Give the data below again exactly as written, without its pictures.

Data section –
-*-
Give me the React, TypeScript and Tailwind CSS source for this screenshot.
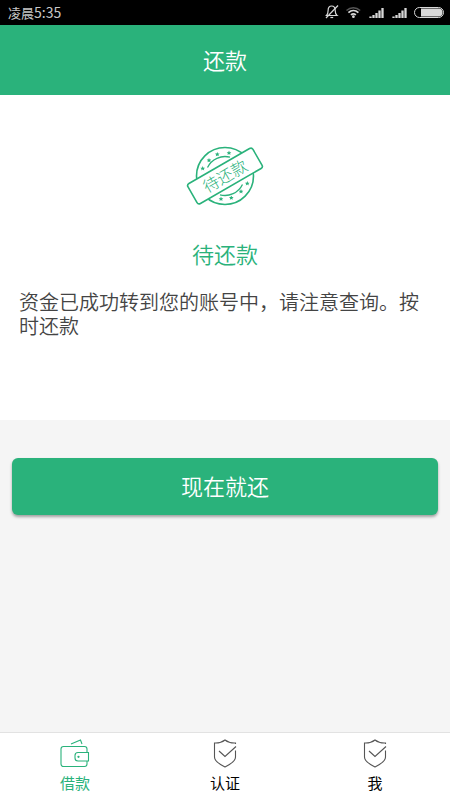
const GREEN = '#2ab27b';

const STARS = [
  [22.7, 33.5], [29, 25.3], [37.3, 19.3], [49, 18.0],
  [67.3, 48.5], [61, 56.5], [51.3, 62.8], [41, 64.0],
];

function StatusIcons() {
  return (
    <svg width="120" height="25" viewBox="0 0 120 25" fill="none" stroke="#d8d8d8" aria-hidden="true">
      <g strokeWidth="1.2">
        <path d="M2.500 15.500h10.500c-1.700-1.400-1.800-2.600-1.800-5 0-3-1.400-4.500-3.500-4.500s-3.600 1.500-3.600 4.500c0 2.400-.1 3.600-1.600 5z" />
        <path d="M2 18 14 5.500" />
        <path d="M6.400 17.500h2.800" />
      </g>
      <path d="M22.500 10.600c4-3.800 9.700-3.800 13.700 0" strokeWidth="1.400" stroke="#555" />
      <path d="M24.400 12.700c3-2.900 7-2.900 10 0M26.900 14.900c1.700-1.300 3.300-1.300 5 0" strokeWidth="1.700" />
      <circle cx="29.400" cy="16.700" r="1.400" fill="#d8d8d8" stroke="none" />
      {[45, 68].map((x) => (
        <path
          key={x}
          d={`M${x + 1.5} 18v-1.500M${x + 4.5} 18v-3M${x + 7.5} 18v-5M${x + 10.500} 18v-7.500M${x + 13.500} 18v-10`}
          strokeWidth="2.300"
        />
      ))}
      <rect x="90.500" y="7.500" width="29" height="10" rx="5" strokeWidth="1" />
      <path d="M97 8.500h17.500a4 4 0 0 1 0 8H97z" fill="#d8d8d8" stroke="none" />
    </svg>
  );
}

function Stamp() {
  return (
    <svg width="90" height="82" viewBox="0 0 90 82" fill="none" stroke={GREEN} aria-hidden="true">
      <circle cx="45" cy="41" r="28.500" strokeWidth="1.600" />
      <path d="M27.500 32.500A19.500 19.500 0 0 1 50 22.200M62.500 49.500A19.500 19.500 0 0 1 40 59.800" strokeWidth="1.300" />
      {STARS.map(([x, y]) => (
        <path
          key={`${x}-${y}`}
          transform={`translate(${x} ${y})`}
          d="M0-2.400.7-.8 2.300-.7 1.100.4 1.500 2 0 1.100-1.500 2-1.100.4-2.300-.7-.7-.8z"
          fill={GREEN}
          stroke="none"
        />
      ))}
      <g transform="rotate(-30 45 41)">
        <rect x="7.500" y="29.500" width="75" height="23" rx="2.500" fill="#fff" strokeWidth="1.600" />
        <text
          x="45"
          y="47"
          textAnchor="middle"
          fill={GREEN}
          stroke="none"
          className="text-[16px] font-light"
        >
          待还款
        </text>
      </g>
    </svg>
  );
}

function WalletIcon() {
  return (
    <svg width="30" height="30" viewBox="0 0 30 30" fill="none" stroke="currentColor" strokeWidth="1.100" aria-hidden="true">
      <path d="M27 14V10a2.500 2.500 0 0 0-2.500-2.500h-21A2.500 2.500 0 0 0 1 10v15a2.500 2.500 0 0 0 2.500 2.500h21A2.500 2.500 0 0 0 27 25v-3" />
      <path d="M28.500 13.500H18a3 3 0 0 0-3 3v2.500a3 3 0 0 0 3 3h10.500z" />
      <circle cx="18.500" cy="17.800" r=".6" />
      <path d="m11 5 9.500-4L22 5" />
    </svg>
  );
}

function ShieldIcon() {
  return (
    <svg width="30" height="30" viewBox="0 0 30 30" fill="none" stroke="#555" strokeWidth="1.100" aria-hidden="true">
      <path d="M25.500 5V4c-5 .3-7.500-.7-10.500-3-3 2.300-5.500 3.300-10.500 3V18c0 4.500 5.500 7.500 10.500 10 5-2.500 10.500-5.500 10.500-10v-6.500" />
      <path d="m9 12 6 5.500L26 7.500" />
    </svg>
  );
}

const TABS = [
  { label: '借款', icon: <WalletIcon />, active: true },
  { label: '认证', icon: <ShieldIcon />, active: false },
  { label: '我', icon: <ShieldIcon />, active: false },
];

export default function App() {
  return (
    <div className="flex min-h-screen flex-col bg-[#f5f5f5] font-['Noto_Sans_CJK_SC',sans-serif]">
      <div className="flex h-[25px] items-center justify-between bg-black pr-1.5 pl-2 text-[#c8c8c8]">
        <span className="text-[13px] leading-5">
          凌晨<span className="text-[14px]">5:35</span>
        </span>
        <StatusIcons />
      </div>
      <header className="flex h-[70px] items-center justify-center bg-[#2ab27b] pb-0.5">
        <h1 className="text-[22px] leading-8 font-[350] text-white">还款</h1>
      </header>
      <main className="flex grow flex-col">
        <section className="flex flex-col items-center bg-white px-[19px] pt-10 pb-[82px]">
          <Stamp />
          <h2 className="mt-5 text-[22px] leading-8 font-[350] text-[#2ab27b]">待还款</h2>
          <p className="mt-[21px] w-full text-[20px] leading-6 font-[350] text-[#444]">
            资金已成功转到您的账号中，请注意查询。按时还款
          </p>
        </section>
        <div className="px-3 pt-[38px]">
          <button
            type="button"
            className="h-[57px] w-full rounded-md bg-[#2ab27b] pb-1 text-[22px] leading-8 font-[350] text-white shadow-[0_2px_3px_rgba(0,0,0,0.35)]"
          >
            现在就还
          </button>
        </div>
      </main>
      <nav className="grid grid-cols-3 border-t border-[#e2e2e2] bg-white pt-1.5 pb-[7px]">
        {TABS.map((tab) => (
          <a
            key={tab.label}
            href="#"
            aria-current={tab.active ? 'page' : undefined}
            className={`flex flex-col items-center gap-1 ${tab.active ? 'text-[#2ab27b]' : 'text-black'}`}
          >
            {tab.icon}
            <span className="text-[15px] leading-5">{tab.label}</span>
          </a>
        ))}
      </nav>
    </div>
  );
}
-*-
Answer to the exercise –
Give me the React, TypeScript and Tailwind CSS source for this screenshot.
const GREEN = '#2ab27b';

const STARS = [
  [22.7, 33.5], [29, 25.3], [37.3, 19.3], [49, 18.0],
  [67.3, 48.5], [61, 56.5], [51.3, 62.8], [41, 64.0],
];

function StatusIcons() {
  return (
    <svg width="120" height="25" viewBox="0 0 120 25" fill="none" stroke="#d8d8d8" aria-hidden="true">
      <g strokeWidth="1.2">
        <path d="M2.500 15.500h10.500c-1.700-1.400-1.800-2.600-1.800-5 0-3-1.400-4.500-3.500-4.500s-3.600 1.500-3.600 4.500c0 2.400-.1 3.600-1.600 5z" />
        <path d="M2 18 14 5.500" />
        <path d="M6.400 17.500h2.800" />
      </g>
      <path d="M22.500 10.600c4-3.800 9.700-3.800 13.700 0" strokeWidth="1.400" stroke="#555" />
      <path d="M24.400 12.700c3-2.900 7-2.900 10 0M26.900 14.900c1.700-1.300 3.300-1.300 5 0" strokeWidth="1.700" />
      <circle cx="29.400" cy="16.700" r="1.400" fill="#d8d8d8" stroke="none" />
      {[45, 68].map((x) => (
        <path
          key={x}
          d={`M${x + 1.5} 18v-1.500M${x + 4.5} 18v-3M${x + 7.5} 18v-5M${x + 10.500} 18v-7.500M${x + 13.500} 18v-10`}
          strokeWidth="2.300"
        />
      ))}
      <rect x="90.500" y="7.500" width="29" height="10" rx="5" strokeWidth="1" />
      <path d="M97 8.500h17.500a4 4 0 0 1 0 8H97z" fill="#d8d8d8" stroke="none" />
    </svg>
  );
}

function Stamp() {
  return (
    <svg width="90" height="82" viewBox="0 0 90 82" fill="none" stroke={GREEN} aria-hidden="true">
      <circle cx="45" cy="41" r="28.500" strokeWidth="1.600" />
      <path d="M27.500 32.500A19.500 19.500 0 0 1 50 22.200M62.500 49.500A19.500 19.500 0 0 1 40 59.800" strokeWidth="1.300" />
      {STARS.map(([x, y]) => (
        <path
          key={`${x}-${y}`}
          transform={`translate(${x} ${y})`}
          d="M0-2.400.7-.8 2.300-.7 1.100.4 1.500 2 0 1.100-1.500 2-1.100.4-2.300-.7-.7-.8z"
          fill={GREEN}
          stroke="none"
        />
      ))}
      <g transform="rotate(-30 45 41)">
        <rect x="7.500" y="29.500" width="75" height="23" rx="2.500" fill="#fff" strokeWidth="1.600" />
        <text
          x="45"
          y="47"
          textAnchor="middle"
          fill={GREEN}
          stroke="none"
          className="text-[16px] font-light"
        >
          待还款
        </text>
      </g>
    </svg>
  );
}

function WalletIcon() {
  return (
    <svg width="30" height="30" viewBox="0 0 30 30" fill="none" stroke="currentColor" strokeWidth="1.100" aria-hidden="true">
      <path d="M27 14V10a2.500 2.500 0 0 0-2.500-2.500h-21A2.500 2.500 0 0 0 1 10v15a2.500 2.500 0 0 0 2.500 2.500h21A2.500 2.500 0 0 0 27 25v-3" />
      <path d="M28.500 13.500H18a3 3 0 0 0-3 3v2.500a3 3 0 0 0 3 3h10.500z" />
      <circle cx="18.500" cy="17.800" r=".6" />
      <path d="m11 5 9.500-4L22 5" />
    </svg>
  );
}

function ShieldIcon() {
  return (
    <svg width="30" height="30" viewBox="0 0 30 30" fill="none" stroke="#555" strokeWidth="1.100" aria-hidden="true">
      <path d="M25.500 5V4c-5 .3-7.500-.7-10.500-3-3 2.300-5.500 3.300-10.500 3V18c0 4.500 5.500 7.500 10.500 10 5-2.500 10.500-5.500 10.500-10v-6.500" />
      <path d="m9 12 6 5.500L26 7.500" />
    </svg>
  );
}

const TABS = [
  { label: '借款', icon: <WalletIcon />, active: true },
  { label: '认证', icon: <ShieldIcon />, active: false },
  { label: '我', icon: <ShieldIcon />, active: false },
];

export default function App() {
  return (
    <div className="flex min-h-screen flex-col bg-[#f5f5f5] font-['Noto_Sans_CJK_SC',sans-serif]">
      <div className="flex h-[25px] items-center justify-between bg-black pr-1.5 pl-2 text-[#c8c8c8]">
        <span className="text-[13px] leading-5">
          凌晨<span className="text-[14px]">5:35</span>
        </span>
        <StatusIcons />
      </div>
      <header className="flex h-[70px] items-center justify-center bg-[#2ab27b] pb-0.5">
        <h1 className="text-[22px] leading-8 font-[350] text-white">还款</h1>
      </header>
      <main className="flex grow flex-col">
        <section className="flex flex-col items-center bg-white px-[19px] pt-10 pb-[82px]">
          <Stamp />
          <h2 className="mt-5 text-[22px] leading-8 font-[350] text-[#2ab27b]">待还款</h2>
          <p className="mt-[21px] w-full text-[20px] leading-6 font-[350] text-[#444]">
            资金已成功转到您的账号中，请注意查询。按时还款
          </p>
        </section>
        <div className="px-3 pt-[38px]">
          <button
            type="button"
            className="h-[57px] w-full rounded-md bg-[#2ab27b] pb-1 text-[22px] leading-8 font-[350] text-white shadow-[0_2px_3px_rgba(0,0,0,0.35)]"
          >
            现在就还
          </button>
        </div>
      </main>
      <nav className="grid grid-cols-3 border-t border-[#e2e2e2] bg-white pt-1.5 pb-[7px]">
        {TABS.map((tab) => (
          <a
            key={tab.label}
            href="#"
            aria-current={tab.active ? 'page' : undefined}
            className={`flex flex-col items-center gap-1 ${tab.active ? 'text-[#2ab27b]' : 'text-black'}`}
          >
            {tab.icon}
            <span className="text-[15px] leading-5">{tab.label}</span>
          </a>
        ))}
      </nav>
    </div>
  );
}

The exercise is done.